April 17 (Bloomberg) -- Indonesia’s bonds dropped, pushing the 10-year yield to a three-month high, after global funds reduced holdings of the nation’s assets on concern faster inflation will erode returns. The rupiah was little changed.
Overseas investors sold $34 million more local shares than they bought yesterday and pared 780 billion rupiah ($85 million) from their holdings of government debt last week, exchange and finance ministry data show.
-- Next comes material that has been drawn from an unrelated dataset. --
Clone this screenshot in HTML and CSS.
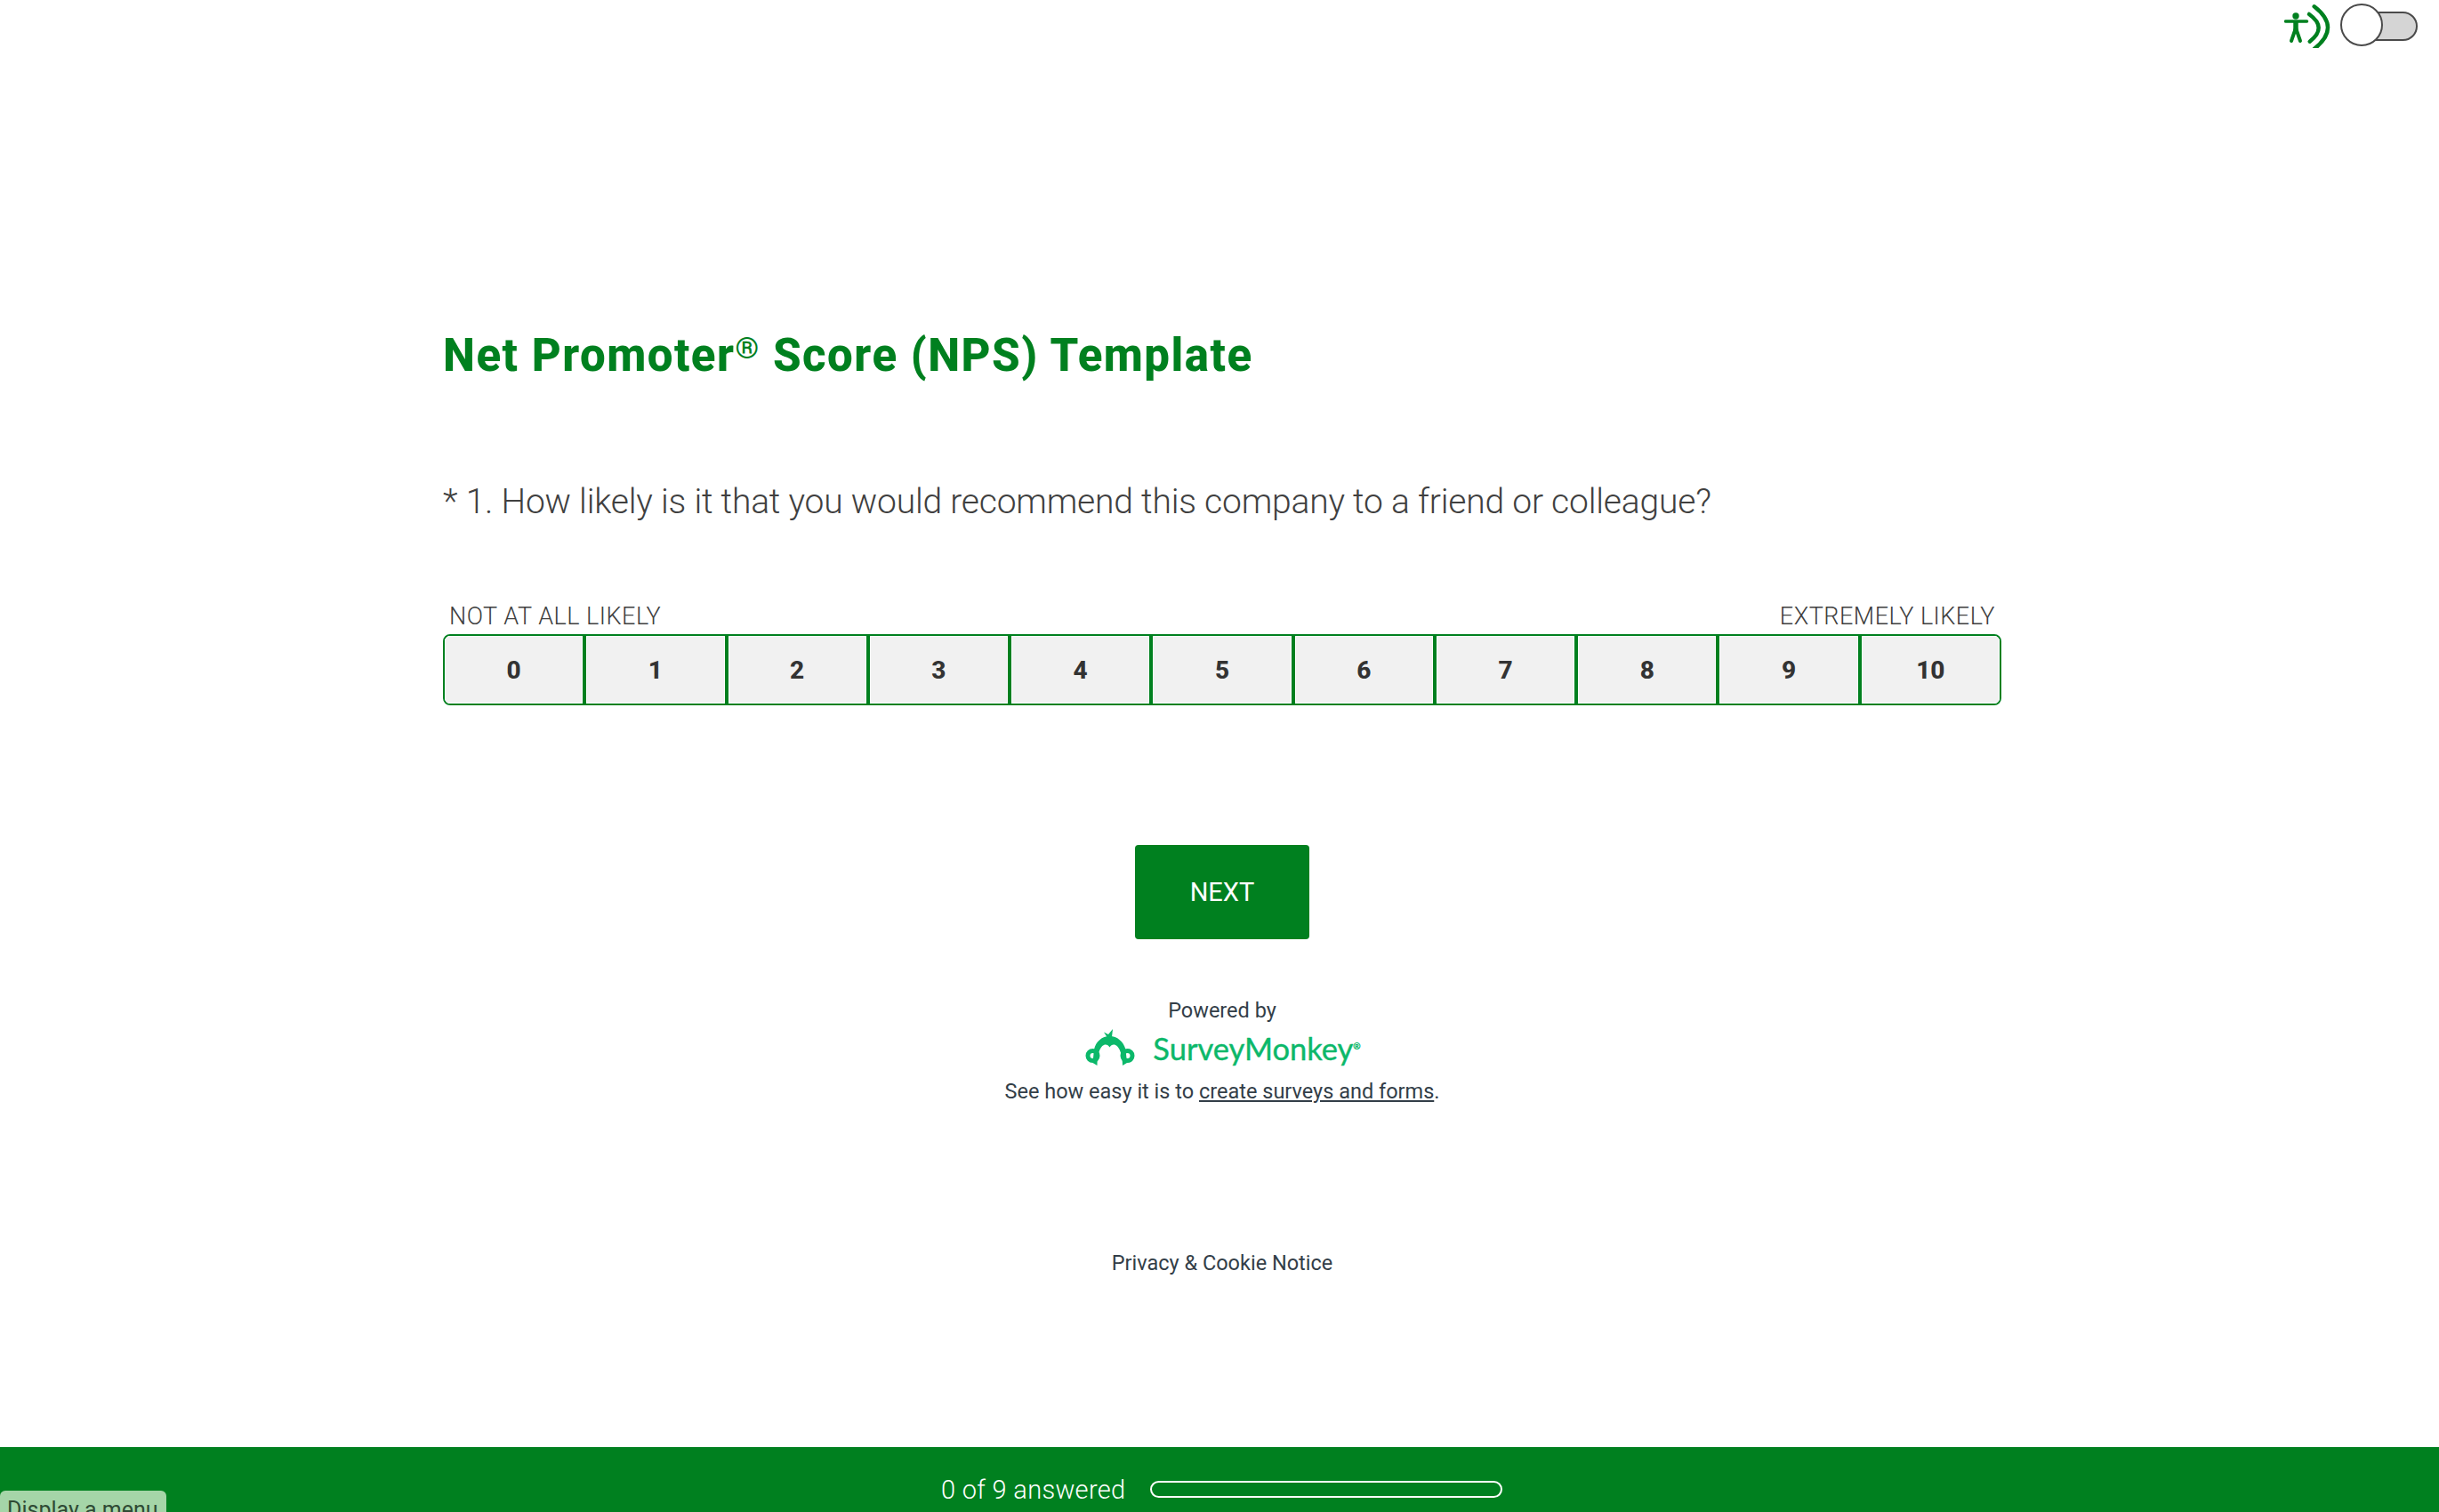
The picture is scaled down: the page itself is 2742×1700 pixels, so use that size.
FILE: index.html
```html
<!DOCTYPE html>
<html lang="en">
<head>
    <meta charset="UTF-8">
    <title>Net Promoter Score (NPS) Template</title>
    <link rel="stylesheet" href="styles.css">
</head>
<body>
    <!-- Accessibility toggle -->
    <div class="a11y-bar">
        <svg class="a11y-icon" width="52" height="52" viewBox="0 -4 52 52" fill="none">
            <circle cx="13" cy="12" r="3.700" fill="#00801f"/>
            <path d="M1.500 18 L25.500 18" stroke="#00801f" stroke-width="3.500" stroke-linecap="round"/>
            <path d="M13 18 V29" stroke="#00801f" stroke-width="5.500"/>
            <path d="M12.500 27 L8 40 M13.500 27 L18 40" stroke="#00801f" stroke-width="4" stroke-linecap="round"/>
            <path d="M28 10 Q49 25 28.700 40.700" stroke="#00801f" stroke-width="4.500" stroke-linecap="round"/>
            <path d="M33.700 1.300 Q64.300 25 33.700 49" stroke="#00801f" stroke-width="4.500" stroke-linecap="round"/>
        </svg>
        <div class="a11y-toggle">
            <span class="a11y-knob"></span>
        </div>
    </div>

    <main class="survey">
        <h1 class="survey-title">Net Promoter<sup class="reg">®</sup> Score (NPS) Template</h1>
        <p class="question">* 1. How likely is it that you would recommend this company to a friend or colleague?</p>

        <div class="scale-labels">
            <span>NOT AT ALL LIKELY</span>
            <span>EXTREMELY LIKELY</span>
        </div>
        <div class="scale">
            <button class="scale-item">0</button>
            <button class="scale-item">1</button>
            <button class="scale-item">2</button>
            <button class="scale-item">3</button>
            <button class="scale-item">4</button>
            <button class="scale-item">5</button>
            <button class="scale-item">6</button>
            <button class="scale-item">7</button>
            <button class="scale-item">8</button>
            <button class="scale-item">9</button>
            <button class="scale-item">10</button>
        </div>

        <div class="actions">
            <button class="next-btn">NEXT</button>
        </div>

        <div class="powered">
            <div class="powered-by">Powered by</div>
            <div class="brand">
                <svg class="brand-mark" width="60" height="44" viewBox="0 0 56 44">
                    <path fill="#0cb86a" d="M10 23 C12 14 19 8 27.500 8 C36 8 43 14 45.500 23 L47 38 L42 41 C42 30 39 20 34 18 C31.500 17 29 18 27.500 20.500 C26 18 23.500 17 21 18 C16 20 13.500 30 13.500 41 L8.500 38 Z"/>
                    <path fill="#0cb86a" d="M24.500 9 L21 3.500 L26 6 L31 0 L30 9 Z"/>
                    <circle cx="8.500" cy="30" r="5.500" fill="none" stroke="#0cb86a" stroke-width="5"/>
                    <circle cx="47.500" cy="30" r="5.500" fill="none" stroke="#0cb86a" stroke-width="5"/>
                </svg>
                <span class="brand-name">SurveyMonkey<sup class="brand-reg">®</sup></span>
            </div>
            <div class="powered-text">See how easy it is to <a href="#">create surveys and forms</a>.</div>
        </div>

        <div class="privacy">Privacy &amp; Cookie Notice</div>
    </main>

    <footer class="progress-bar">
        <span class="progress-text">0 of 9 answered</span>
        <span class="progress-track"></span>
    </footer>

    <button class="menu-btn">Display a menu</button>
</body>
</html>
```

FILE: styles.css
```css
/* NPS survey page */
html, body {
    height: 100%;
}

body {
    margin: 0;
    height: 1700px;
    overflow: hidden;
    display: flex;
    flex-direction: column;
    position: relative;
    background: #fff;
    color: #333e48;
    font-family: Roboto, "Liberation Sans", sans-serif;
}

.a11y-bar {
    display: flex;
    justify-content: flex-end;
    align-items: center;
    gap: 13px;
    height: 56px;
    padding: 0 24px 0 0;
}

.a11y-toggle {
    position: relative;
    width: 85px;
    height: 33px;
    margin-top: 3px;
    box-sizing: border-box;
    background: #d5d5d5;
    border: 2px solid #4a4a4a;
    border-radius: 17px;
}

.a11y-knob {
    position: absolute;
    left: -4px;
    top: -11px;
    width: 48px;
    height: 48px;
    box-sizing: border-box;
    background: #fff;
    border: 2px solid #4a4a4a;
    border-radius: 50%;
}

.survey {
    flex: 1;
    width: 1752px;
    margin-left: 498px;
}

.survey-title {
    margin: 314px 0 0;
    font-size: 51px;
    line-height: 60px;
    font-weight: 800;
    color: #00801f;
    letter-spacing: 1.5px;
}

.reg {
    font-size: 34px;
    line-height: 0;
    vertical-align: 14px;
}

.question {
    margin: 104px 0 0;
    font-size: 39px;
    line-height: 60px;
    font-weight: 300;
    color: #404040;
    letter-spacing: -0.2px;
}

.scale-labels {
    display: flex;
    justify-content: space-between;
    margin-top: 81px;
    padding: 0 7px 2px;
    font-size: 27px;
    line-height: 36px;
    font-weight: 300;
    letter-spacing: 0.5px;
    color: #404040;
}

.scale {
    display: flex;
    height: 80px;
    box-sizing: border-box;
    border: 2px solid #00801f;
    border-radius: 8px;
    overflow: hidden;
}

.scale-item {
    flex: 1;
    border: none;
    border-right: 4px solid #00801f;
    background: #f1f1f1;
    box-shadow: inset 0 0 0 1px #fff;
    font-family: inherit;
    font-size: 28px;
    font-weight: 800;
    color: #333;
}

.scale-item:last-child {
    border-right: none;
}

.actions {
    display: flex;
    justify-content: center;
    margin-top: 157px;
}

.next-btn {
    width: 196px;
    height: 106px;
    border: none;
    border-radius: 4px;
    background: #00801f;
    color: #fff;
    font-family: inherit;
    font-size: 29px;
}

.powered {
    margin-top: 64px;
    text-align: center;
    font-size: 23.500px;
    line-height: 32px;
    color: #333e48;
}

.brand {
    display: flex;
    justify-content: center;
    align-items: center;
    gap: 18px;
    height: 46px;
    margin-top: 4px;
}

.brand-name {
    font-family: Lato, sans-serif;
    font-size: 34.500px;
    -webkit-text-stroke: 0.4px #0cb86a;
    color: #0cb86a;
}

.brand-reg {
    font-size: 10px;
    line-height: 0;
    vertical-align: 12px;
}

.powered-text {
    margin-top: 9px;
}

.powered-text a {
    color: inherit;
}

.privacy {
    margin-top: 161px;
    text-align: center;
    font-size: 23.500px;
    line-height: 32px;
}

.progress-bar {
    display: flex;
    align-items: center;
    gap: 28px;
    height: 73px;
    padding: 22px 0 0 1058px;
    box-sizing: border-box;
    background: #00801f;
    color: #fff;
}

.progress-text {
    font-size: 29px;
    font-weight: 300;
    letter-spacing: 0.3px;
}

.progress-track {
    width: 396px;
    height: 19px;
    box-sizing: border-box;
    border: 2px solid #fff;
    border-radius: 10px;
}

.menu-btn {
    position: absolute;
    left: 0;
    top: 1676px;
    width: 187px;
    height: 42px;
    padding: 0 0 0 8px;
    border: none;
    border-radius: 6px 6px 0 0;
    background: #a5d5a8;
    color: #2f4a34;
    font-family: Roboto, sans-serif;
    font-size: 25px;
    text-align: left;
}
```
Bank Indonesia predicts consumer-price gains will reach 6.6 percent this year if fuel prices are raised, compared with 3.97 percent last month, Governor Darmin Nasution said on April 12.
“Continued uncertainty over fuel subsidies and higher inflation expectations have investors expecting less real return, which creates negative sentiment for Indonesian assets,” said Taufan Tito, a foreign-exchange dealer at PT Bank Rakyat Indonesia in Jakarta.
The yield on the government’s 7 percent bonds due May 2022 climbed one basis point, or 0.01 percentage point, to a three-month high of 6.12 percent, according to final prices from the Inter Dealer Market Association. That’s the highest level since Jan. 16, two days before the nation was returned to investment grade by Moody’s Investors Service. The yield has climbed 18 basis points this month.
Bank Indonesia is shifting its policy focus to controlling inflation rather than supporting economic growth, Perry Warjiyo, director of economic research and monetary policy, said in Jakarta today.
The rupiah was little changed at 9,173 per dollar as of 4:32 a.m. in Jakarta, after declining as much as 0.2 percent earlier, according to prices from local banks compiled by Bloomberg. One-month implied volatility, which measures exchange-rate swings used to price options, was unchanged at 6.75 percent for a ninth day.